IMHO the simplest way to create "thin bits" is to start off with thicker bits and stick (cyanoacrylate) or solder them to a much thicker block to hold them for machining. The "Thick" block is sacrificial but reusable after removing the part and skimming. The odd hole here and there is no problem. The odd block of brass bought from your local scrapyard is perfect for this. Square up first to ensure all faces true.

With regard to machinery based on your size requirements I would suggest an X1 or X2. I have an X2 but am looking to change to a bigger machine, however for your requirements it would suffice IMHO. The size of the machine makes it simple and cheap to add a DRO. I have a YADRO with chinese scales and it really works very well. The main problem with the X2 is the crappy Z axis control, however with a DRO it is simple to drive low then raise to the required position thus ensuring that the head is "sitting" on the rack. This and ALWAYS clamping the Z make the unit well capable of your requirements. The use of the YADRO or any DRO means that you are not bothered if the base machine is "Metric" or "Imperial" either are now available with the DRO. A belt drive is definitely preferable to the standard gear drive. (Noise)

Richard

Reply to
Richard Edwards

Richard Thanks

Right, I figured maybe something like this. So this might be a way of milling thin areas (say 20 thou) into, say, a 40 thou sheet?

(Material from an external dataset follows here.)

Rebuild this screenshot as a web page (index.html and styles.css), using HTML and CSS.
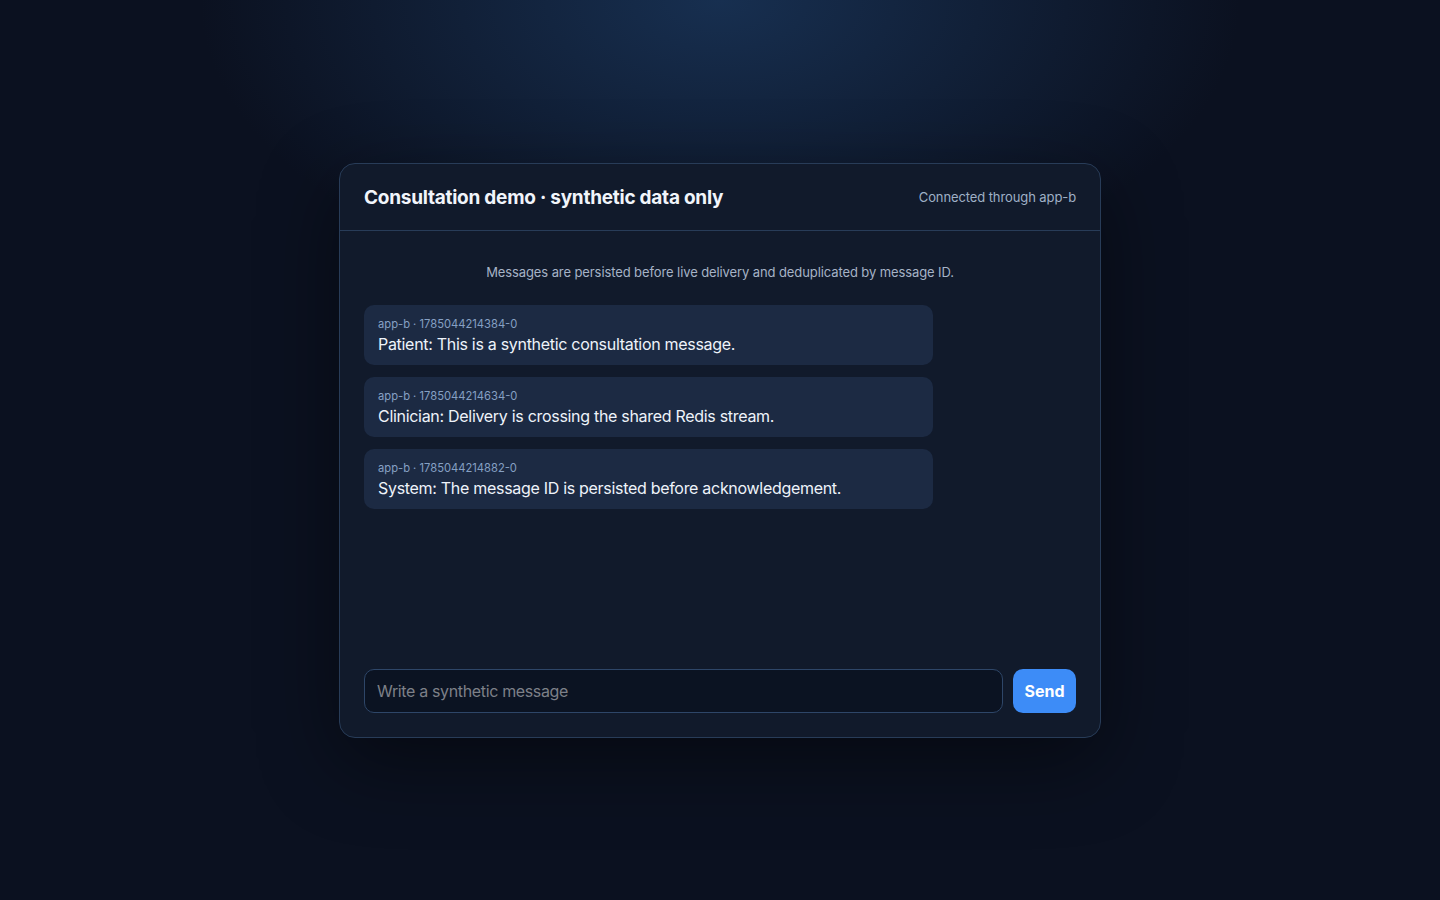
FILE: index.html
```html
<!DOCTYPE html>
<html lang="en">
<head>
<meta charset="utf-8">
<title>Consultation demo</title>
<link rel="stylesheet" href="styles.css">
</head>
<body>
<main class="card">
  <header class="card-header">
    <h1 class="title">Consultation demo · synthetic data only</h1>
    <span class="status">Connected through app-b</span>
  </header>
  <section class="card-body">
    <p class="notice">Messages are persisted before live delivery and deduplicated by message ID.</p>
    <ul class="messages">
      <li class="message">
        <div class="meta">app-b · 1785044214384-0</div>
        <div class="text">Patient: This is a synthetic consultation message.</div>
      </li>
      <li class="message">
        <div class="meta">app-b · 1785044214634-0</div>
        <div class="text">Clinician: Delivery is crossing the shared Redis stream.</div>
      </li>
      <li class="message">
        <div class="meta">app-b · 1785044214882-0</div>
        <div class="text">System: The message ID is persisted before acknowledgement.</div>
      </li>
    </ul>
    <form class="composer" onsubmit="return false">
      <input class="composer-input" type="text" placeholder="Write a synthetic message">
      <button class="send" type="submit">Send</button>
    </form>
  </section>
</main>
</body>
</html>
```

FILE: styles.css
```css
* { box-sizing: border-box; }
html, body { height: 100%; }
body {
  margin: 0;
  font-family: Inter, "Noto Sans", "Liberation Sans", sans-serif;
  color: #e8eef7;
  background-color: #0b1120;
  background-image: radial-gradient(ellipse 520px 300px at 50% 0%, #172f50 0%, rgba(23,47,80,0.55) 45%, rgba(11,17,32,0) 100%);
  background-repeat: no-repeat;
  display: flex;
  align-items: center;
  justify-content: center;
}
.card {
  width: 762px;
  height: 575px;
  background: #111a2b;
  border: 1px solid #283c58;
  border-radius: 16px;
  box-shadow: 0 24px 80px rgba(0, 0, 0, 0.45);
  display: flex;
  flex-direction: column;
  overflow: hidden;
  margin-top: 1px;
}
.card-header {
  height: 67px;
  padding: 0 24px;
  border-bottom: 1px solid #283c58;
  display: flex;
  align-items: center;
  justify-content: space-between;
}
.title {
  margin: 0;
  font-size: 19px;
  font-weight: 700;
  letter-spacing: -0.25px;
  color: #f1f5fb;
}
.status {
  font-size: 13px;
  letter-spacing: -0.1px;
  color: #9fb0c6;
}
.card-body {
  flex: 1;
  display: flex;
  flex-direction: column;
  padding: 32px 24px 24px;
}
.notice {
  margin: 0 0 24px;
  text-align: center;
  font-size: 13px;
  line-height: 18px;
  letter-spacing: -0.1px;
  color: #a6b3c6;
}
.messages {
  list-style: none;
  margin: 0;
  padding: 0;
  flex: 1;
  display: flex;
  flex-direction: column;
  gap: 12px;
}
.message {
  width: calc(80% - 1px);
  background: #1c2a43;
  border-radius: 10px;
  padding: 11px 14px 10px;
}
.meta {
  font-size: 11.2px;
  line-height: 16px;
  color: #86a0c4;
  margin-bottom: 1px;
}
.text {
  font-size: 16px;
  line-height: 22px;
  letter-spacing: -0.3px;
  color: #eef3fa;
}
.composer {
  display: flex;
  gap: 10px;
  margin: 0;
}
.composer-input {
  flex: 1;
  height: 44px;
  padding: 0 12px;
  background: #0b1322;
  border: 1px solid #2e4668;
  border-radius: 10px;
  color: #e8eef7;
  font-family: inherit;
  font-size: 16px;
  letter-spacing: -0.35px;
  outline: none;
}
.composer-input::placeholder { color: #7d8088; }
.send {
  height: 44px;
  width: 63px;
  border: 0;
  border-radius: 10px;
  background: #3d8cf7;
  color: #ffffff;
  font-family: inherit;
  font-size: 16px;
  font-weight: 700;
  cursor: pointer;
}
```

How about edge milling? This may be a daft way to do it, but would it be possible to layer 2 sheets of say 40 thou, and mill e.g. loco frames? I guess with something sacrificial under them, drilling wouldn't be a problem, but I really have no idea about the edges. Which raises a specific question which doesn't really matter - do you think a mill could edge mill PCB?

Obviously it isn't essential to use a mill for these things - I'm just trying to gauge what use a mill might be for actual model components.

OK, thats taken on board. There are so many accessories and conversions, that it's hard to know which are really worth while. I have read up wherever I can on the web about the Z-axis backlash and the consensus there seems to be what you say - it cannot be eliminated but working in one direction only allows repeatably precise work.

Reply to
Chas

Chas, I have been away for a while, so just chatching up.

Edge milling thin sheet is easy. I do 25mm sq 0.05mm thick aluminium foil with 1.6mm holes 3mm in from each corner on a regular basis, 50 at a time. You need a 30mm sq mild steel plate about 6mm thick, 0.05mm brass sheet on that then the 0.05m foil, brass again, then foil and so on. Top that off with another 30mm sq mild steel plate. Clamp that lot on the milling table, mill two edges to size, clamp over those two edges, then remove the original two clamps. Mill the second edges to size then drill the holes as far and into the bottom plate without hitting the machine table.